Racing's human athletes should be accessible; they should be given more time, support, and attention than they are, especially considering they’ve got the most dangerous job in sports (a common average is about two jockey deaths per year directly resulting from the racetrack). A horse doesn’t run by itself.
This year’s ESPY for Thoroughbred Jockey went to John Velazquez, not that that fact was included on the 2017 ESPYs Wikipedia page. Mazel tov, John! Well deserved. 2017 has been a good year for you, considering you and Always Dreaming won the Kentucky Derby this past May. Johnny V. also won the ESPY in 2011, which happens to be the year of his previous Kentucky Derby win aboard Animal Kingdom. Sensing a theme? Racing’s human athletes intersect with the larger world of US sports in only the most tangential and cursory ways. I’m no expert, and there must be a variety of factors--the scattered and year-round race schedule paired with the amount of necessary travel jockeys carry out; the perception of racing as insular, niche, and for either the idle rich or inveterate gamblers; the still-racialized remnant of racing’s earliest days, when jockeys were often enslaved men; the natural isolation of players within a pro sport that isn’t team-based--but the most visible and still the strangest issue for me is how people within the world of racing interact with jockeys.

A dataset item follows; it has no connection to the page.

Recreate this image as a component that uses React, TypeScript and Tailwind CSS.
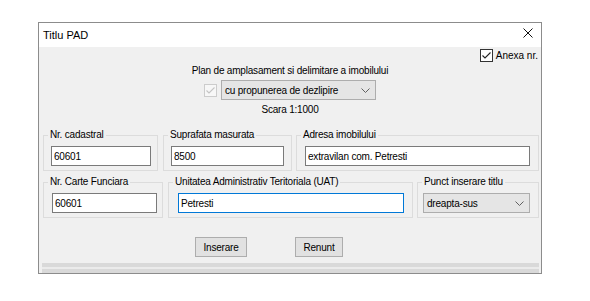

Maybe it’s normal. But it looks odd to a newcomer.
A book I was dipping into recently paraphrased a trainer referring to riders as “the weakest link” and noted a general distrust of jockeys, both from trainers and from the betting public. The Racing Onion jokes that trainers worry about their daughters growing up to date jocks (no word on how trainers feel about their daughters growing up to be jocks). It’s not unusual for an industry Twitter like NYRA’s to name Jose Ortiz in a tweet about a winning horse, but ignore, say, Eric Cancel. The average number of comments on a post at Paulick or Blood-Horse celebrating a jockey’s achievements is around three. Even in the case of a recent one about Frankie Dettori, the majority of comments are speculations about drug use. The lone comment on a write-up of Nik Juarez’s very good Maryland Million Day credits his recent successes to his agent--which, I’m sure Ron Anderson is a mensch but he’s not the guy on the horse. In a predictable move, a Yankee-enthusiast horseplayer on Twitter decided that Victor Carrasco rooting for the Astros meant he deserves to start losing when he comes back to the track after an injury. 
(I have to wonder how horseplayers might react if US riders, African-American or otherwise, participated in #TakeAKnee--given that J.T. Brown, an athlete in a similarly conservative sport, received death threats for doing so.)

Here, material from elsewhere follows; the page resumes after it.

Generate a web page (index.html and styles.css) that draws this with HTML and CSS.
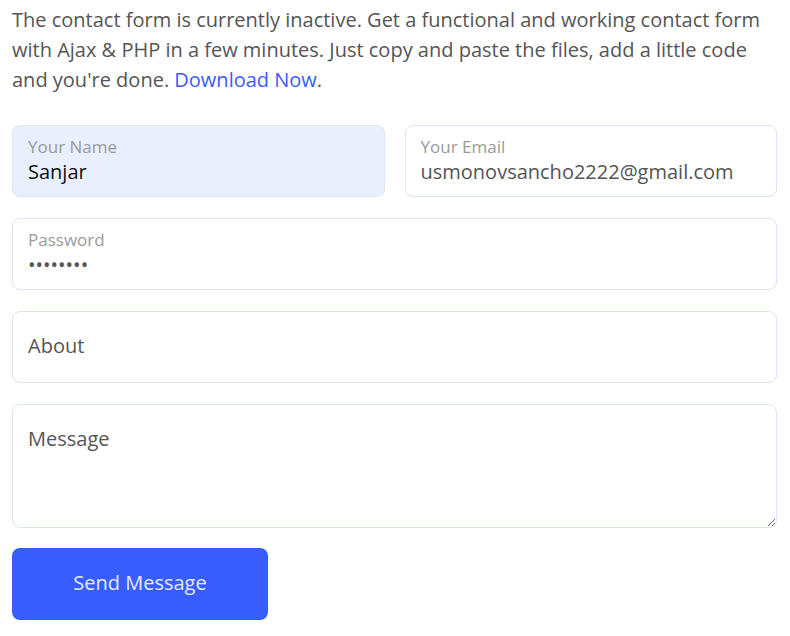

At any rate, why should I expect the rest of the country to respect riders and take an interest in them when their putative fanbase regards them as afterthoughts at best?
Your horse didn’t win? Rider’s fault. Your horse won? Well, he won all by himself! Our test subject Rosario... The sport-within-a-sport here seems to be knocking his rides. As noted, when racing Twitter’s court jester makes the crack, you know it’s true. How many G1s does a guy need to nail before onlookers allow that perhaps he does know what he’s doing? (For those following along at home, Rosario's won six Grade 1 races in 2017 as of this writing). American jockeys don’t have a players’ union; they’ve got the Jockeys’ Guild, which doesn’t carry the clout of, e.g., the NFLPA. They’ve got a podcast here and a fundraiser there and plenty don’t have access to workers’ compensation since statutes vary according to state gaming and parimutuel boards. Even the top tier aren’t immune to abuse yelled at them as they walk back after a race: they’re chastised for every loss, often not even named in write-ups and tweets of their wins, but the races don’t run without them.

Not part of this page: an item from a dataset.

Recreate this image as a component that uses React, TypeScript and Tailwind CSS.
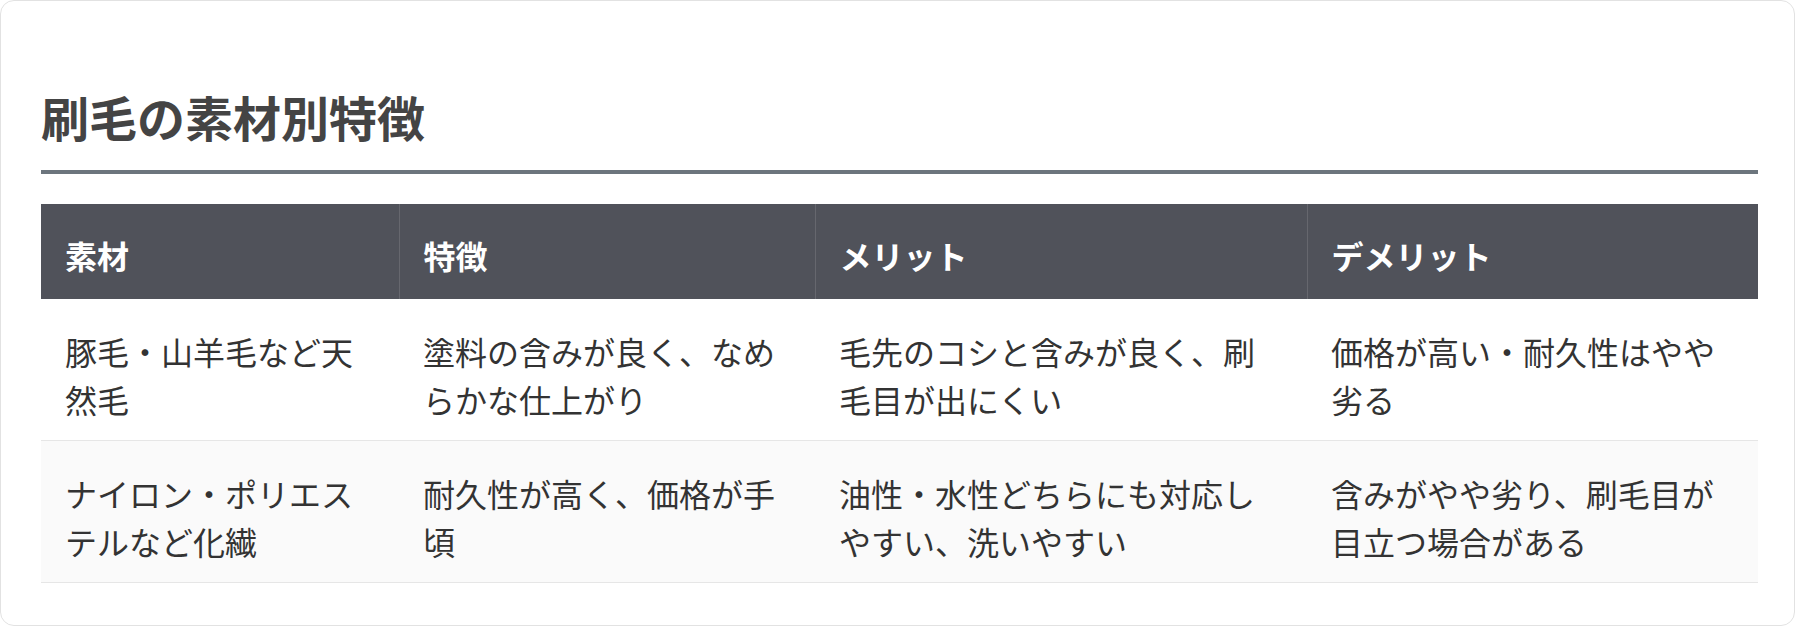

It’s two thousand fucking seventeen and I’m supposed to be impressed that finally there’s concussion protocols for riders? Ok.
I joke about Barbara Livingston shooting another beefcake calendar. I pose the seemingly-obvious question of why Jockey has never had a jockey brand ambassador, because who wouldn’t want to see Javier Castellano doing his best blue steel in well-cut underpinnings? We all observe Victor Espinoza’s Monster antics, but nobody can deny that the guy gets his, and he might as well. I wouldn’t hold my breath over corporate sponsors effectively utilizing these highly accessible athletes any time soon. But I’m still holding out for a more perfect union between horseplayers and horsemen.
Today’s hunch bet: The X, #8 in the 7th at Keeneland. A foreboding boy.